The White House also quickly marshaled a media campaign designed to show Biden was in command of the issue, deploying Agriculture Secretary Tom Vilsack, a long-time Biden ally, on cable TV and eventually to the tarmac of Indianapolis’ airport, where he greeted the administration’s first flight of formula from abroad.

It was a public rapprochement for Vilsack, just a few weeks after the White House and congressional Democrats triggered the Agriculture secretary’s ire by agreeing to pay for a Covid-19 emergency package by clawing back pandemic funds from his department. Vilsack was so angry about the move that he complained on a call with USDA staff that no one at the White House, other than the president, understands what his agency does, according to two people on the call. (A USDA spokesperson says Vilsack “categorically denies the suggestion that there has been any separation between USDA and the White House.”)

On Saturday, the Abbott plant in Sturgis reopened as part of a consent decree with the administration, with a focus on producing Elecare, a specialty formula designed for infants and other people with certain digestive issues. The formula shortages have been especially dangerous for parents of infants, children and adults who have medical conditions that require them to drink formula as their only source of nutrition. The shuttered Abbott plant in Michigan was a key supplier of such specialty formulas, some of which the White House has been working to fly in from abroad.

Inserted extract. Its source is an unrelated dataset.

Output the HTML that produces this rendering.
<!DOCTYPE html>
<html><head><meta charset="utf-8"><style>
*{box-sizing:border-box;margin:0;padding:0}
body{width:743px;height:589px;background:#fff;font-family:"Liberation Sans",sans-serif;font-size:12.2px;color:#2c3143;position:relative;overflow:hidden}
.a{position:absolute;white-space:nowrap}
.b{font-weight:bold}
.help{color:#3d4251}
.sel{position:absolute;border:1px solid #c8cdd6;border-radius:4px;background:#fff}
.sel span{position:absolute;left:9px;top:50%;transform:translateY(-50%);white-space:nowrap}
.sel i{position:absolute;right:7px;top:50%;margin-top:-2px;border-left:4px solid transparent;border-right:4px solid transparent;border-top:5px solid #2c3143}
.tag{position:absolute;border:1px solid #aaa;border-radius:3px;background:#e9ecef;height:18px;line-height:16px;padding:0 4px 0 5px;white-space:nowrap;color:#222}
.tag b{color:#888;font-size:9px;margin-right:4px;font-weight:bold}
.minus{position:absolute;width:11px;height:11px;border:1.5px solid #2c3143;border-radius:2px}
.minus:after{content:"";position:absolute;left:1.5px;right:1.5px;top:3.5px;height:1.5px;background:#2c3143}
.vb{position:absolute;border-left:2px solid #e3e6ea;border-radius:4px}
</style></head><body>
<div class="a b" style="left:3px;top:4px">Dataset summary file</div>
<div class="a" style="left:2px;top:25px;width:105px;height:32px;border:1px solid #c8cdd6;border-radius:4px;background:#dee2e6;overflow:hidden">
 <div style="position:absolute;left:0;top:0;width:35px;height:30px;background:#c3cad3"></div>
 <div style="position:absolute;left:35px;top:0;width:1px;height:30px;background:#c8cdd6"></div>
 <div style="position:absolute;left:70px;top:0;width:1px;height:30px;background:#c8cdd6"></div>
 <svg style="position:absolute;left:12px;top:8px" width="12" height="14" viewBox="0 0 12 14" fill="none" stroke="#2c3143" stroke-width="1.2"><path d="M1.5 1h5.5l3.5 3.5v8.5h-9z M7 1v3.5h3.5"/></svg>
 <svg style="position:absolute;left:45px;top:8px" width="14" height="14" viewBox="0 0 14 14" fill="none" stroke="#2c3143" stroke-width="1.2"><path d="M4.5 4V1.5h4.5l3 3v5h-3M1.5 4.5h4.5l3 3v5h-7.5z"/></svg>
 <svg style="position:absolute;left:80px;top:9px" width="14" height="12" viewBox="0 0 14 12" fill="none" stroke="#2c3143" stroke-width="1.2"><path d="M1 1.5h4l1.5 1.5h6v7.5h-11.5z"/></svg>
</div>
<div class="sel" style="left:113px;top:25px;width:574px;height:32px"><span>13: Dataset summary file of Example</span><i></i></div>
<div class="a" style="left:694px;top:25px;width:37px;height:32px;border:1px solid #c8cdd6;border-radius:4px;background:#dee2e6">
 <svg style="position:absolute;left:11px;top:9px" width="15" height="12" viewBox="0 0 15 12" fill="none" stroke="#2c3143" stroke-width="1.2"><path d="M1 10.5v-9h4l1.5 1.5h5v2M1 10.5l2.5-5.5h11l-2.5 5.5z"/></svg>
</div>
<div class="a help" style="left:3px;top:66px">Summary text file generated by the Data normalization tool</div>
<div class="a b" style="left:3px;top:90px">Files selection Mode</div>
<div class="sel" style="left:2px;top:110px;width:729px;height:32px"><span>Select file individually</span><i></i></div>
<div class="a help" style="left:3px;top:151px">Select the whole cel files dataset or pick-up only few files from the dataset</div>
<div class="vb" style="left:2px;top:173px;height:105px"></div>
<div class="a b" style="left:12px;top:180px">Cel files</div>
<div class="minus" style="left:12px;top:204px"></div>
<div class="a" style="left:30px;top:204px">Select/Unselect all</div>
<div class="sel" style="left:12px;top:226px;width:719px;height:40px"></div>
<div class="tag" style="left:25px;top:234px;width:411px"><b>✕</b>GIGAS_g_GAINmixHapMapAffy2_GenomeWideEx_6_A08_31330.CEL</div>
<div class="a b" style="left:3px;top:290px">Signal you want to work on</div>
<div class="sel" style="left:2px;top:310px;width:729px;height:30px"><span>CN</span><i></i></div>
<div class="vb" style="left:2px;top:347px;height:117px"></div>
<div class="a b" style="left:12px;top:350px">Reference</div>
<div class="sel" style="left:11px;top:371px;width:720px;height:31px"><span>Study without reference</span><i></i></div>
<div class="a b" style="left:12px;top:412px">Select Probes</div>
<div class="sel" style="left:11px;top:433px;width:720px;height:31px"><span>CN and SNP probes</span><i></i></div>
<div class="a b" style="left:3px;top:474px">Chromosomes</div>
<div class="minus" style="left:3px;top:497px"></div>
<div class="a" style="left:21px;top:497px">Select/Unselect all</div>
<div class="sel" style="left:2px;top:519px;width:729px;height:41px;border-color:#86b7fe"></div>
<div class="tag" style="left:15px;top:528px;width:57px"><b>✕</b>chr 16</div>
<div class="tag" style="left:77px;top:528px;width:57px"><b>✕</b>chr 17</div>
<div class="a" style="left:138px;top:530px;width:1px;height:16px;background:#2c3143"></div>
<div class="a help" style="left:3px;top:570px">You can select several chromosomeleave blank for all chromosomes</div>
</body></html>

FDA officials have said they’ve paid special attention to the availability of prescription formulas for infants and adults with rare metabolic conditions. But supplies of Abbott’s prescription formula, packaged before Feb. 17 and supposedly exempt from the recall, sat in a warehouse for more than two months before Abbott told health care providers they could start requesting shipments of that formula on a case-by-case basis. FDA and Abbott officials have blamed each other for the delay.

Relations between Biden officials and Abbott have been tense, in general, amid the formula fall-out, according to three people familiar with their communications. Abbott tends to support politically conservative politicians and policies — in contrast to the more left-leaning Reckitt, with whom White House officials have dramatically better relations, the people said.

According to Karen Dolins, whose 28-year-old-daughter relies on a special prescription of Abbott metabolic formula, Abbott still has not told families when supplies of the formula will be available from new production since the Sturgis plant reopened.

Dolins said it was clear when it came to the White House’s response: “Whoever was giving them information was either not recognizing the urgency or not relaying the urgency.”